**** Supplied information ****
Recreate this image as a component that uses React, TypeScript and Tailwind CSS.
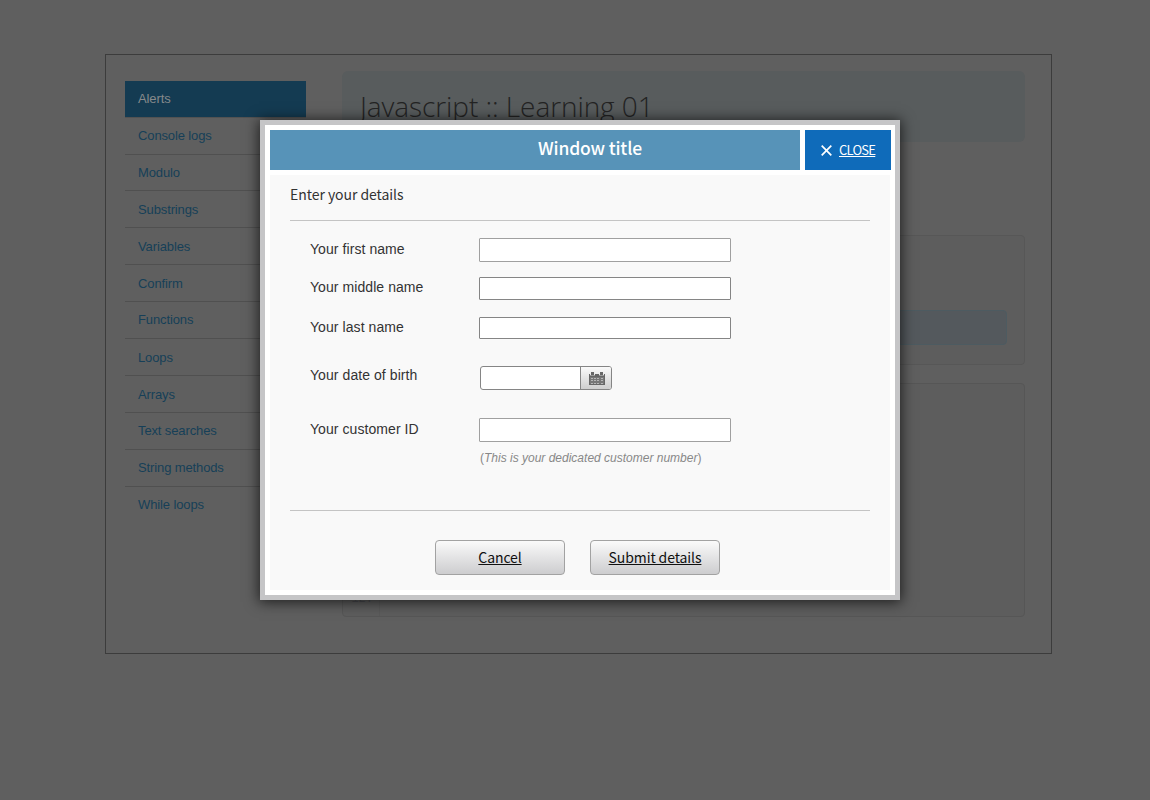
import React from 'react';

const navItems = [
  { label: 'Console logs', height: 'h-[37px] leading-[36px]' },
  { label: 'Modulo', height: 'h-[36px] leading-[36px]' },
  { label: 'Substrings', height: 'h-[37px] leading-[38px]' },
  { label: 'Variables', height: 'h-[37px] leading-[38px]' },
  { label: 'Confirm', height: 'h-[37px] leading-[38px]' },
  { label: 'Functions', height: 'h-[37px] leading-[36px]' },
  { label: 'Loops', height: 'h-[37px] leading-[38px]' },
  { label: 'Arrays', height: 'h-[37px] leading-[38px]' },
  { label: 'Text searches', height: 'h-[37px] leading-[36px]' },
  { label: 'String methods', height: 'h-[37px] leading-[36px]' },
];

function Sidebar() {
  return (
    <nav className="mt-[26px] ml-[19px] w-[181px] text-[13px] leading-[36px] tracking-[-0.12px] text-[#163f58]">
      <div className="h-[37px] border-b border-[#525252]">
        <div className="h-[36px] bg-[#143b52] pl-[13px] text-[#86898b]">Alerts</div>
      </div>
      {navItems.map((item) => (
        <div key={item.label} className={`${item.height} border-b border-[#505050] pl-[13px]`}>
          {item.label}
        </div>
      ))}
      <div className="h-[37px] pl-[13px]">While loops</div>
    </nav>
  );
}

function Page() {
  return (
    <div className="h-[800px] w-[1150px] bg-[#5f5f5f] pt-[54px] pl-[105px]">
      <div className="flex h-[600px] w-[947px] border border-[#3c3c3c] bg-[#5f5f5f]">
        <Sidebar />
        <main className="mt-[16px] ml-[36px] w-[683px]">
          <div className="h-[71px] rounded-md bg-[#585c5d] pt-[14px] pl-[18px]">
            <h1 className="font-['Open_Sans',sans-serif] text-[28px] leading-[42px] font-light tracking-[-0.08px] whitespace-nowrap text-[#232323]">
              Javascript :: Learning 01
            </h1>
          </div>
          <div className="mt-[93px] h-[130px] rounded border border-[#575757] bg-[#5d5d5d] px-[17px] pt-[74px]">
            <div className="h-[35px] rounded border border-[#4d5b61] bg-[#54595d]" />
          </div>
          <div className="mt-[18px] flex h-[234px] items-end rounded border border-[#565656] bg-[#5d5d5d]">
            <div className="h-full w-[37px] border-r border-[#595959] pt-[206px] pr-[6px] text-right font-['Liberation_Mono',monospace] text-[12px] leading-[18px] text-[#4b4c50]">
              12.
            </div>
          </div>
        </main>
      </div>
    </div>
  );
}

function CalendarIcon() {
  return (
    <svg width="16" height="13" viewBox="0 0 16 13" shapeRendering="crispEdges">
      <path fill="#777" d="M1 4h14v8H1z" />
      <path fill="#666" d="M0 2h1v11H0zM15 2h1v11h-1zM0 4h16v1H0zM0 12h16v1H0zM2 0h3v3H2zM11 0h3v3h-3zM6 2h4v3H6z" />
      <path fill="#999" d="M1 3h5v1H1zM10 3h5v1h-5z" />
      <path fill="#b5b5b5" d="M2 6h2v1H2zM5 6h2v1H5zM8 6h2v1H8zM12 6h2v1h-2zM2 8h2v1H2zM5 8h2v1H5zM8 8h2v1H8zM12 8h2v1h-2zM2 11h2v1H2zM5 11h2v1H5zM8 11h2v1H8zM12 11h2v1h-2z" />
    </svg>
  );
}

function Field({ label, row, input }: { label: string; row: string; input: string }) {
  return (
    <label className={`flex ${row}`}>
      <span className="w-[169px] leading-[22px]">{label}</span>
      <input className={`w-[252px] rounded-[1px] border bg-white px-1 outline-none ${input}`} />
    </label>
  );
}

function Modal() {
  return (
    <div
      role="dialog"
      className="h-[480px] w-[640px] border-[5px] border-[#c5c5c7] bg-white p-[5px] shadow-[0_1px_13px_1px_rgba(0,0,0,0.7)]"
    >
      <header className="flex w-[621px] gap-[5px] font-['Noto_Sans_CJK_SC',sans-serif] text-white">
        <div className="h-[40px] w-[530px] bg-[#5793b8] pl-[110px] text-center text-[17.5px] leading-[36px] font-medium tracking-[-0.15px]">
          Window title
        </div>
        <button className="flex h-[40px] w-[86px] items-center bg-[#0f6bba] pl-[16px] text-[13px]">
          <svg width="11" height="11" viewBox="0 0 11 11" className="mr-[7px]">
            <path d="M.7.7l9.6 9.6M10.3.7L.7 10.3" stroke="white" strokeWidth="1.7" fill="none" />
          </svg>
          <span className="tracking-[-0.75px] underline">CLOSE</span>
        </button>
      </header>
      <section className="mt-[5px] h-[415px] w-[620px] bg-[#f9f9f9] px-[20px] text-[#333]">
        <h2 className="h-[46px] border-b border-[#c4c4c4] pt-[8px] font-['Noto_Sans_CJK_SC',sans-serif] text-[14px] leading-[22px] tracking-[-0.05px]">
          Enter your details
        </h2>
        <div className="h-[289px] pl-[20px] text-[14px] tracking-[0.07px]">
          <Field label="Your first name" row="pt-[17px]" input="h-[24px] border-[#a0a0a0]" />
          <Field label="Your middle name" row="pt-[14px]" input="mt-[1px] h-[23px] border-[#858585]" />
          <Field label="Your last name" row="pt-[16px]" input="mt-[1px] h-[22px] border-[#858585]" />
          <div className="flex pt-[25px]">
            <span className="w-[170px] leading-[22px]">Your date of birth</span>
            <div className="mt-[2px] flex h-[24px] w-[132px] overflow-hidden rounded-[3px] border border-[#858585] bg-white">
              <input className="w-[99px] outline-none" />
              <button className="flex w-[31px] items-center justify-center border-l border-[#858585] bg-linear-to-b from-[#fafafa] to-[#cecece] pl-[1px]">
                <CalendarIcon />
              </button>
            </div>
          </div>
          <Field label="Your customer ID" row="pt-[28px]" input="h-[24px] border-[#a0a0a0]" />
          <p className="mt-[8px] ml-[170px] text-[12px] leading-[16px] tracking-normal text-[#888]">
            (<em>This is your dedicated customer number</em>)
          </p>
        </div>
        <footer className="flex gap-[25px] border-t border-[#c4c4c4] pt-[29px] pl-[145px] font-['Noto_Sans_CJK_SC',sans-serif] text-[14px] tracking-[-0.1px] text-[#111]">
          <button className="h-[35px] w-[130px] rounded border border-[#a2a2a2] bg-linear-to-b from-[#fafafa] to-[#cdcdcf] underline">
            Cancel
          </button>
          <button className="h-[35px] w-[130px] rounded border border-[#a2a2a2] bg-linear-to-b from-[#fafafa] to-[#cdcdcf] underline">
            Submit details
          </button>
        </footer>
      </section>
    </div>
  );
}

export default function App() {
  return (
    <div className="relative h-[800px] w-[1150px] overflow-hidden font-['Liberation_Sans',Arial,sans-serif]">
      <Page />
      <div className="absolute inset-0 pt-[120px] pl-[260px]">
        <Modal />
      </div>
    </div>
  );
}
****
-- Objective --
Omit the pictures, and quote the material above exactly as given.

-- Result --
Recreate this image as a component that uses React, TypeScript and Tailwind CSS.
import React from 'react';

const navItems = [
  { label: 'Console logs', height: 'h-[37px] leading-[36px]' },
  { label: 'Modulo', height: 'h-[36px] leading-[36px]' },
  { label: 'Substrings', height: 'h-[37px] leading-[38px]' },
  { label: 'Variables', height: 'h-[37px] leading-[38px]' },
  { label: 'Confirm', height: 'h-[37px] leading-[38px]' },
  { label: 'Functions', height: 'h-[37px] leading-[36px]' },
  { label: 'Loops', height: 'h-[37px] leading-[38px]' },
  { label: 'Arrays', height: 'h-[37px] leading-[38px]' },
  { label: 'Text searches', height: 'h-[37px] leading-[36px]' },
  { label: 'String methods', height: 'h-[37px] leading-[36px]' },
];

function Sidebar() {
  return (
    <nav className="mt-[26px] ml-[19px] w-[181px] text-[13px] leading-[36px] tracking-[-0.12px] text-[#163f58]">
      <div className="h-[37px] border-b border-[#525252]">
        <div className="h-[36px] bg-[#143b52] pl-[13px] text-[#86898b]">Alerts</div>
      </div>
      {navItems.map((item) => (
        <div key={item.label} className={`${item.height} border-b border-[#505050] pl-[13px]`}>
          {item.label}
        </div>
      ))}
      <div className="h-[37px] pl-[13px]">While loops</div>
    </nav>
  );
}

function Page() {
  return (
    <div className="h-[800px] w-[1150px] bg-[#5f5f5f] pt-[54px] pl-[105px]">
      <div className="flex h-[600px] w-[947px] border border-[#3c3c3c] bg-[#5f5f5f]">
        <Sidebar />
        <main className="mt-[16px] ml-[36px] w-[683px]">
          <div className="h-[71px] rounded-md bg-[#585c5d] pt-[14px] pl-[18px]">
            <h1 className="font-['Open_Sans',sans-serif] text-[28px] leading-[42px] font-light tracking-[-0.08px] whitespace-nowrap text-[#232323]">
              Javascript :: Learning 01
            </h1>
          </div>
          <div className="mt-[93px] h-[130px] rounded border border-[#575757] bg-[#5d5d5d] px-[17px] pt-[74px]">
            <div className="h-[35px] rounded border border-[#4d5b61] bg-[#54595d]" />
          </div>
          <div className="mt-[18px] flex h-[234px] items-end rounded border border-[#565656] bg-[#5d5d5d]">
            <div className="h-full w-[37px] border-r border-[#595959] pt-[206px] pr-[6px] text-right font-['Liberation_Mono',monospace] text-[12px] leading-[18px] text-[#4b4c50]">
              12.
            </div>
          </div>
        </main>
      </div>
    </div>
  );
}

function CalendarIcon() {
  return (
    <svg width="16" height="13" viewBox="0 0 16 13" shapeRendering="crispEdges">
      <path fill="#777" d="M1 4h14v8H1z" />
      <path fill="#666" d="M0 2h1v11H0zM15 2h1v11h-1zM0 4h16v1H0zM0 12h16v1H0zM2 0h3v3H2zM11 0h3v3h-3zM6 2h4v3H6z" />
      <path fill="#999" d="M1 3h5v1H1zM10 3h5v1h-5z" />
      <path fill="#b5b5b5" d="M2 6h2v1H2zM5 6h2v1H5zM8 6h2v1H8zM12 6h2v1h-2zM2 8h2v1H2zM5 8h2v1H5zM8 8h2v1H8zM12 8h2v1h-2zM2 11h2v1H2zM5 11h2v1H5zM8 11h2v1H8zM12 11h2v1h-2z" />
    </svg>
  );
}

function Field({ label, row, input }: { label: string; row: string; input: string }) {
  return (
    <label className={`flex ${row}`}>
      <span className="w-[169px] leading-[22px]">{label}</span>
      <input className={`w-[252px] rounded-[1px] border bg-white px-1 outline-none ${input}`} />
    </label>
  );
}

function Modal() {
  return (
    <div
      role="dialog"
      className="h-[480px] w-[640px] border-[5px] border-[#c5c5c7] bg-white p-[5px] shadow-[0_1px_13px_1px_rgba(0,0,0,0.7)]"
    >
      <header className="flex w-[621px] gap-[5px] font-['Noto_Sans_CJK_SC',sans-serif] text-white">
        <div className="h-[40px] w-[530px] bg-[#5793b8] pl-[110px] text-center text-[17.5px] leading-[36px] font-medium tracking-[-0.15px]">
          Window title
        </div>
        <button className="flex h-[40px] w-[86px] items-center bg-[#0f6bba] pl-[16px] text-[13px]">
          <svg width="11" height="11" viewBox="0 0 11 11" className="mr-[7px]">
            <path d="M.7.7l9.6 9.6M10.3.7L.7 10.3" stroke="white" strokeWidth="1.7" fill="none" />
          </svg>
          <span className="tracking-[-0.75px] underline">CLOSE</span>
        </button>
      </header>
      <section className="mt-[5px] h-[415px] w-[620px] bg-[#f9f9f9] px-[20px] text-[#333]">
        <h2 className="h-[46px] border-b border-[#c4c4c4] pt-[8px] font-['Noto_Sans_CJK_SC',sans-serif] text-[14px] leading-[22px] tracking-[-0.05px]">
          Enter your details
        </h2>
        <div className="h-[289px] pl-[20px] text-[14px] tracking-[0.07px]">
          <Field label="Your first name" row="pt-[17px]" input="h-[24px] border-[#a0a0a0]" />
          <Field label="Your middle name" row="pt-[14px]" input="mt-[1px] h-[23px] border-[#858585]" />
          <Field label="Your last name" row="pt-[16px]" input="mt-[1px] h-[22px] border-[#858585]" />
          <div className="flex pt-[25px]">
            <span className="w-[170px] leading-[22px]">Your date of birth</span>
            <div className="mt-[2px] flex h-[24px] w-[132px] overflow-hidden rounded-[3px] border border-[#858585] bg-white">
              <input className="w-[99px] outline-none" />
              <button className="flex w-[31px] items-center justify-center border-l border-[#858585] bg-linear-to-b from-[#fafafa] to-[#cecece] pl-[1px]">
                <CalendarIcon />
              </button>
            </div>
          </div>
          <Field label="Your customer ID" row="pt-[28px]" input="h-[24px] border-[#a0a0a0]" />
          <p className="mt-[8px] ml-[170px] text-[12px] leading-[16px] tracking-normal text-[#888]">
            (<em>This is your dedicated customer number</em>)
          </p>
        </div>
        <footer className="flex gap-[25px] border-t border-[#c4c4c4] pt-[29px] pl-[145px] font-['Noto_Sans_CJK_SC',sans-serif] text-[14px] tracking-[-0.1px] text-[#111]">
          <button className="h-[35px] w-[130px] rounded border border-[#a2a2a2] bg-linear-to-b from-[#fafafa] to-[#cdcdcf] underline">
            Cancel
          </button>
          <button className="h-[35px] w-[130px] rounded border border-[#a2a2a2] bg-linear-to-b from-[#fafafa] to-[#cdcdcf] underline">
            Submit details
          </button>
        </footer>
      </section>
    </div>
  );
}

export default function App() {
  return (
    <div className="relative h-[800px] w-[1150px] overflow-hidden font-['Liberation_Sans',Arial,sans-serif]">
      <Page />
      <div className="absolute inset-0 pt-[120px] pl-[260px]">
        <Modal />
      </div>
    </div>
  );
}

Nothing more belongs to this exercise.